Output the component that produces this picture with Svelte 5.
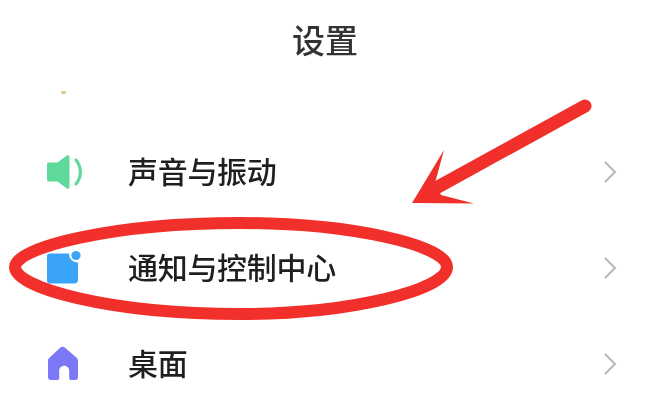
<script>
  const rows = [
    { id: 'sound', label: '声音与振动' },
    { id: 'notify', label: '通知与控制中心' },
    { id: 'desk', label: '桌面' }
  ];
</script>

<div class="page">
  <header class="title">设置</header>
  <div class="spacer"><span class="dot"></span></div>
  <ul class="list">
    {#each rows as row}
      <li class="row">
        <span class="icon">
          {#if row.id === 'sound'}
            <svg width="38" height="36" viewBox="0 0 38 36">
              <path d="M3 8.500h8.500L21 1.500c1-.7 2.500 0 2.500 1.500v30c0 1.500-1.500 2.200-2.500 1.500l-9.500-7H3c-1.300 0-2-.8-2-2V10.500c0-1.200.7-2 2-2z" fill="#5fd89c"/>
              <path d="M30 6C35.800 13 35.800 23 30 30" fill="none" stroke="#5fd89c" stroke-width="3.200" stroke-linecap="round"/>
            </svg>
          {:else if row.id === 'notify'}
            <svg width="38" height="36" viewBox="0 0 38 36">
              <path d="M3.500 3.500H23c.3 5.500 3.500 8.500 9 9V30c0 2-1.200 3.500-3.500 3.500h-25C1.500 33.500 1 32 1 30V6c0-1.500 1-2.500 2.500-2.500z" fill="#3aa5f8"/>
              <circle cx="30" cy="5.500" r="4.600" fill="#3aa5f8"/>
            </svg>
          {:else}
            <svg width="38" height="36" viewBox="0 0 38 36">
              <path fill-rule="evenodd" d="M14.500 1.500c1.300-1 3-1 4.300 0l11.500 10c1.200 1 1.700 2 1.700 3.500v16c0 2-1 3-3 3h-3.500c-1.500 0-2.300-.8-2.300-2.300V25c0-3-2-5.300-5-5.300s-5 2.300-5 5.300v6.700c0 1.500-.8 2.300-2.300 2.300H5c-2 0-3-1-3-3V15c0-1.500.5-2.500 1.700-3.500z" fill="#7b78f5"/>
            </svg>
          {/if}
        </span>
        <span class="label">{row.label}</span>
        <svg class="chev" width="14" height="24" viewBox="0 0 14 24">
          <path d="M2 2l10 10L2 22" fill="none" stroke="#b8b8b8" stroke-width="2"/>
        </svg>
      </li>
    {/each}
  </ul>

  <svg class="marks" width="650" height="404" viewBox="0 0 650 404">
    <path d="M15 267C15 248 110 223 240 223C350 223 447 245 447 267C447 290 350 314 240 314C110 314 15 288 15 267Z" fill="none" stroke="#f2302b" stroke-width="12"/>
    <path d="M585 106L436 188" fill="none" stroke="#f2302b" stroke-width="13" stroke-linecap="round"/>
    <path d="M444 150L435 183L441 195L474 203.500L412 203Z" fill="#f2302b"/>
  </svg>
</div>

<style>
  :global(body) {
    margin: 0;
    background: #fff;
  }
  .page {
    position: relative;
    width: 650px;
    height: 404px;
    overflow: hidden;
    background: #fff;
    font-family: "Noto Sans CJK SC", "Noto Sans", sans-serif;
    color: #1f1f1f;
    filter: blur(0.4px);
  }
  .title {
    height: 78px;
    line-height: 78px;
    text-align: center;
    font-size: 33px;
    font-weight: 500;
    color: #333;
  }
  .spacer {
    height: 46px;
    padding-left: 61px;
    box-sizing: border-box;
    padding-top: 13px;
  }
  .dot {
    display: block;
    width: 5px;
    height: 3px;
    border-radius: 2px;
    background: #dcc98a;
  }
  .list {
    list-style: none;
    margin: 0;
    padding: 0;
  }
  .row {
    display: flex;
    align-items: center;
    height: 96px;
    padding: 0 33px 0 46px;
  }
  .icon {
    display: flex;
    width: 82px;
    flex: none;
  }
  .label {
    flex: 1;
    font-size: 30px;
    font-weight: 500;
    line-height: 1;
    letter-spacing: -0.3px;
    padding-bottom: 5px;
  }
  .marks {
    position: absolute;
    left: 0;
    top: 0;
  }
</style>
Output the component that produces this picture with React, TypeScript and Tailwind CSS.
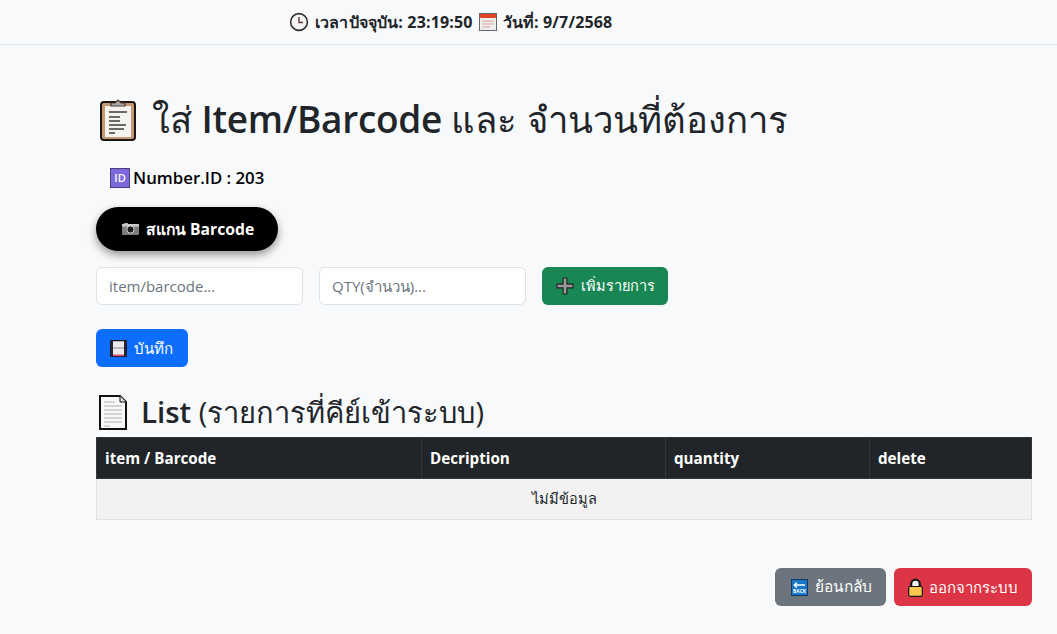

* _Written exercise_:
Return each line of the data, keeping its wording exact and omitting pictures.

* _Expected answer_:
Output the component that produces this picture with Svelte 5.
<script>
  const rows = [
    { id: 'sound', label: '声音与振动' },
    { id: 'notify', label: '通知与控制中心' },
    { id: 'desk', label: '桌面' }
  ];
</script>

<div class="page">
  <header class="title">设置</header>
  <div class="spacer"><span class="dot"></span></div>
  <ul class="list">
    {#each rows as row}
      <li class="row">
        <span class="icon">
          {#if row.id === 'sound'}
            <svg width="38" height="36" viewBox="0 0 38 36">
              <path d="M3 8.500h8.500L21 1.500c1-.7 2.500 0 2.500 1.500v30c0 1.500-1.500 2.200-2.500 1.500l-9.500-7H3c-1.300 0-2-.8-2-2V10.500c0-1.200.7-2 2-2z" fill="#5fd89c"/>
              <path d="M30 6C35.800 13 35.800 23 30 30" fill="none" stroke="#5fd89c" stroke-width="3.200" stroke-linecap="round"/>
            </svg>
          {:else if row.id === 'notify'}
            <svg width="38" height="36" viewBox="0 0 38 36">
              <path d="M3.500 3.500H23c.3 5.500 3.500 8.500 9 9V30c0 2-1.200 3.500-3.500 3.500h-25C1.500 33.500 1 32 1 30V6c0-1.500 1-2.500 2.500-2.500z" fill="#3aa5f8"/>
              <circle cx="30" cy="5.500" r="4.600" fill="#3aa5f8"/>
            </svg>
          {:else}
            <svg width="38" height="36" viewBox="0 0 38 36">
              <path fill-rule="evenodd" d="M14.500 1.500c1.300-1 3-1 4.300 0l11.500 10c1.200 1 1.700 2 1.700 3.500v16c0 2-1 3-3 3h-3.500c-1.500 0-2.300-.8-2.300-2.300V25c0-3-2-5.300-5-5.300s-5 2.300-5 5.300v6.700c0 1.500-.8 2.300-2.300 2.300H5c-2 0-3-1-3-3V15c0-1.500.5-2.500 1.700-3.500z" fill="#7b78f5"/>
            </svg>
          {/if}
        </span>
        <span class="label">{row.label}</span>
        <svg class="chev" width="14" height="24" viewBox="0 0 14 24">
          <path d="M2 2l10 10L2 22" fill="none" stroke="#b8b8b8" stroke-width="2"/>
        </svg>
      </li>
    {/each}
  </ul>

  <svg class="marks" width="650" height="404" viewBox="0 0 650 404">
    <path d="M15 267C15 248 110 223 240 223C350 223 447 245 447 267C447 290 350 314 240 314C110 314 15 288 15 267Z" fill="none" stroke="#f2302b" stroke-width="12"/>
    <path d="M585 106L436 188" fill="none" stroke="#f2302b" stroke-width="13" stroke-linecap="round"/>
    <path d="M444 150L435 183L441 195L474 203.500L412 203Z" fill="#f2302b"/>
  </svg>
</div>

<style>
  :global(body) {
    margin: 0;
    background: #fff;
  }
  .page {
    position: relative;
    width: 650px;
    height: 404px;
    overflow: hidden;
    background: #fff;
    font-family: "Noto Sans CJK SC", "Noto Sans", sans-serif;
    color: #1f1f1f;
    filter: blur(0.4px);
  }
  .title {
    height: 78px;
    line-height: 78px;
    text-align: center;
    font-size: 33px;
    font-weight: 500;
    color: #333;
  }
  .spacer {
    height: 46px;
    padding-left: 61px;
    box-sizing: border-box;
    padding-top: 13px;
  }
  .dot {
    display: block;
    width: 5px;
    height: 3px;
    border-radius: 2px;
    background: #dcc98a;
  }
  .list {
    list-style: none;
    margin: 0;
    padding: 0;
  }
  .row {
    display: flex;
    align-items: center;
    height: 96px;
    padding: 0 33px 0 46px;
  }
  .icon {
    display: flex;
    width: 82px;
    flex: none;
  }
  .label {
    flex: 1;
    font-size: 30px;
    font-weight: 500;
    line-height: 1;
    letter-spacing: -0.3px;
    padding-bottom: 5px;
  }
  .marks {
    position: absolute;
    left: 0;
    top: 0;
  }
</style>
Output the component that produces this picture with React, TypeScript and Tailwind CSS.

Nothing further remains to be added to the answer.